An architect thus recognizes that absence of intention is itself a design failure.
Contemporary Challenges
- Urban Density. Megacities often sacrifice open spaces for built volume. The challenge is carving humane voids amid pressure.
- Climate Change. Heat islands demand shaded, green in-betweens for resilience.
- Digital Life. Public spaces must compete with screens for attention design must make them irresistible.
- Inequality. In many cities, in-betweens become contested zones who gets to belong? Architects must design inclusively.

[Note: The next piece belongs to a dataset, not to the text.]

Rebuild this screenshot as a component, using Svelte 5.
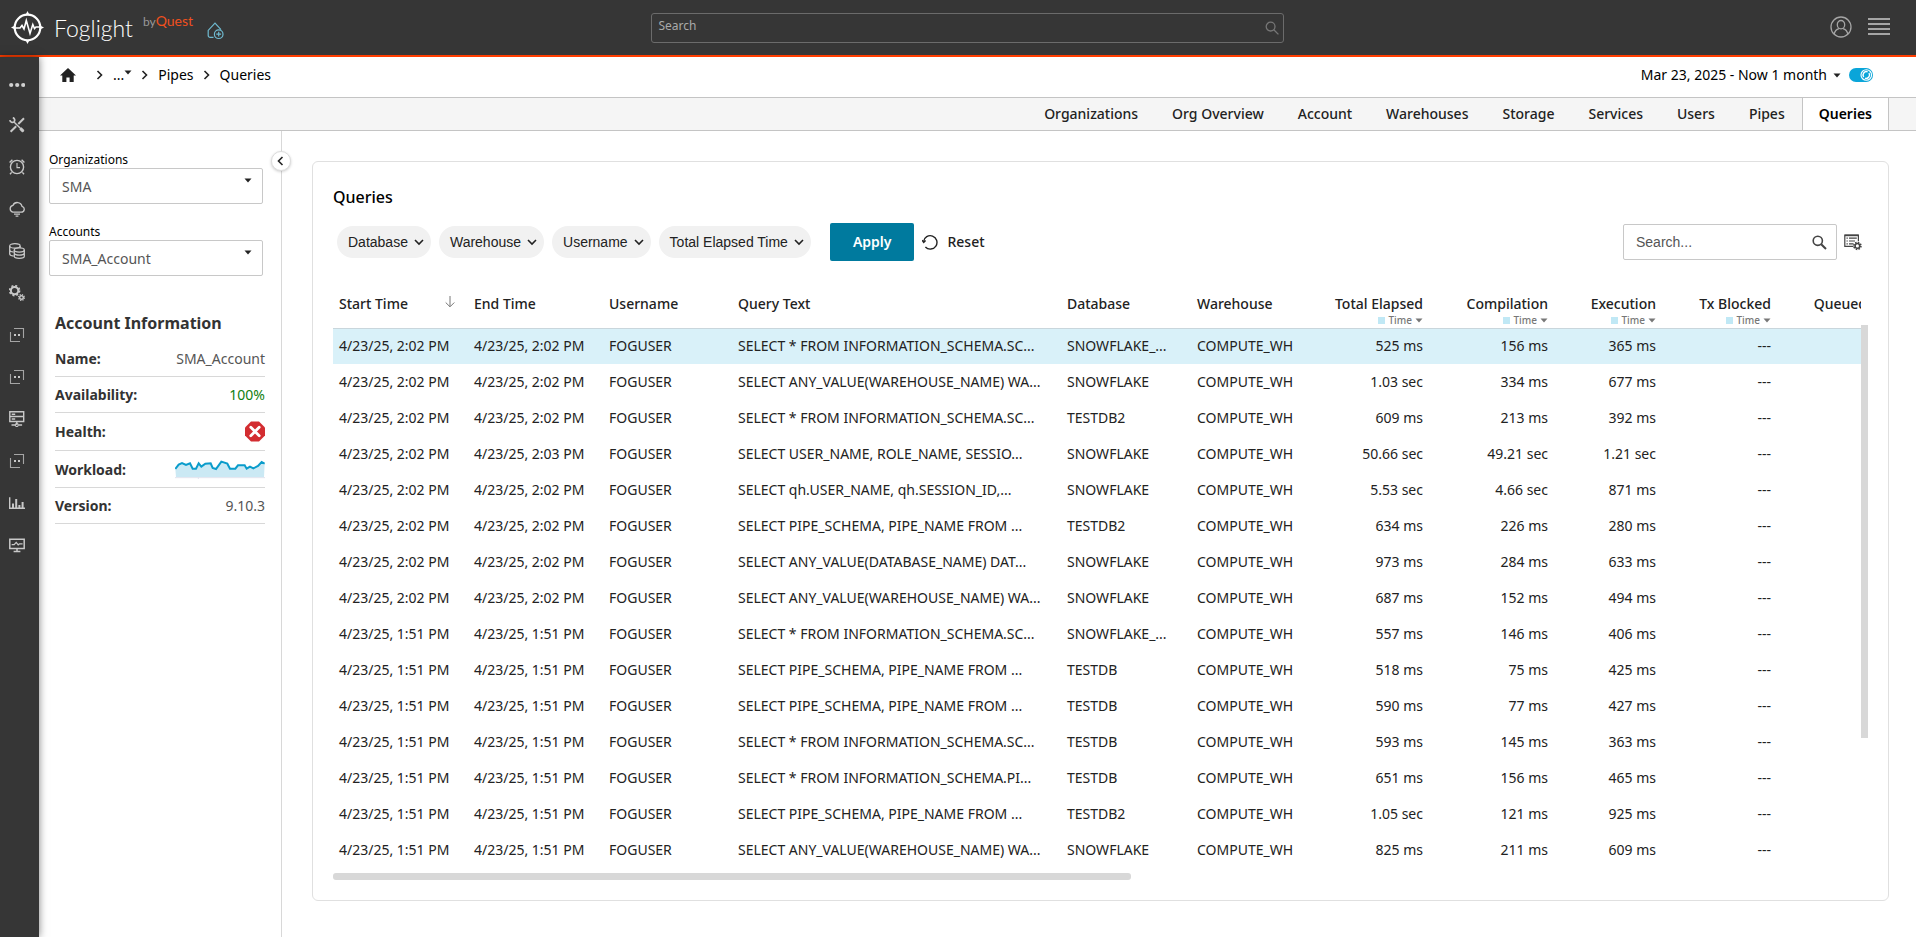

Toward a New Paradigm: Beyond Buildings
From the architect’s point of view, the future of cities lies not in monumental towers but in generous in-betweens. The projects that define 21st-century urbanism High Line in New York, Superkilen Park in Copenhagen, Cheonggyecheon Stream in Seoul are not iconic buildings but reimagined public spaces.
The message is clear: architecture’s success will be measured less by skylines and more by street life. The in-between is not filler; it is the stage on which civic life unfolds.
Conclusion: Designing Life, Not Just Form
An architect knows that when people recall a city, they rarely remember only the façades they remember the walks, the plazas, the benches, the steps where conversations lingered. Architecture, therefore, extends beyond enclosure. It is about choreographing life between built forms.
The architecture of the in-between is both ancient and urgent: as old as a Greek agora, as contemporary as a rooftop garden in Singapore. Globally, the examples converge on one truth: the essence of architecture is not the object, but the relationship.
For in the end, buildings are frames. It is the in-between that paints the picture of collective life. Designing that picture shaded, inclusive, vibrant, and memorable is perhaps the most profound task of the architect.